### Exercise goal
Reproduce the listing word for word. Skip any image.
== == ==
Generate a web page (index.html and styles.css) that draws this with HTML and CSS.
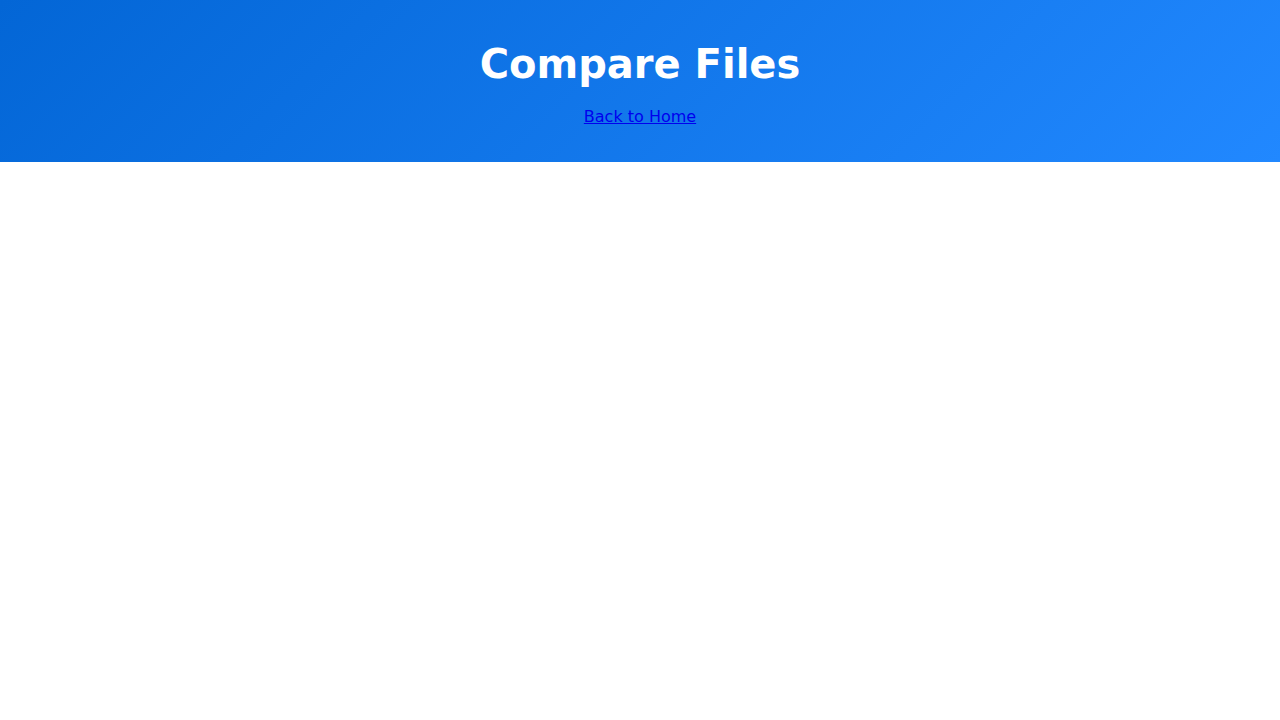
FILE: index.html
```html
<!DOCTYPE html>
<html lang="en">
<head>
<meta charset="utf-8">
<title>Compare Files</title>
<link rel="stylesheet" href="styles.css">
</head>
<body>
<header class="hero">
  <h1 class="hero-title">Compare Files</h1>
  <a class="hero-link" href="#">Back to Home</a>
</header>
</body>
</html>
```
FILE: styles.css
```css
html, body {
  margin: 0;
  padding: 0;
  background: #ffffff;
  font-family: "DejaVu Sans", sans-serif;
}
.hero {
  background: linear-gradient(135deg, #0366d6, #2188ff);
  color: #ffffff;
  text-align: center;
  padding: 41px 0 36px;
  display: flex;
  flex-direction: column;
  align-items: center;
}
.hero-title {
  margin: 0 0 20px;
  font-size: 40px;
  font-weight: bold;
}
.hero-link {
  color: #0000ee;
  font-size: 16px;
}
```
== == ==
### Result for this task
Generate a web page (index.html and styles.css) that draws this with HTML and CSS.
FILE: index.html
```html
<!DOCTYPE html>
<html lang="en">
<head>
<meta charset="utf-8">
<title>Compare Files</title>
<link rel="stylesheet" href="styles.css">
</head>
<body>
<header class="hero">
  <h1 class="hero-title">Compare Files</h1>
  <a class="hero-link" href="#">Back to Home</a>
</header>
</body>
</html>
```
FILE: styles.css
```css
html, body {
  margin: 0;
  padding: 0;
  background: #ffffff;
  font-family: "DejaVu Sans", sans-serif;
}
.hero {
  background: linear-gradient(135deg, #0366d6, #2188ff);
  color: #ffffff;
  text-align: center;
  padding: 41px 0 36px;
  display: flex;
  flex-direction: column;
  align-items: center;
}
.hero-title {
  margin: 0 0 20px;
  font-size: 40px;
  font-weight: bold;
}
.hero-link {
  color: #0000ee;
  font-size: 16px;
}
```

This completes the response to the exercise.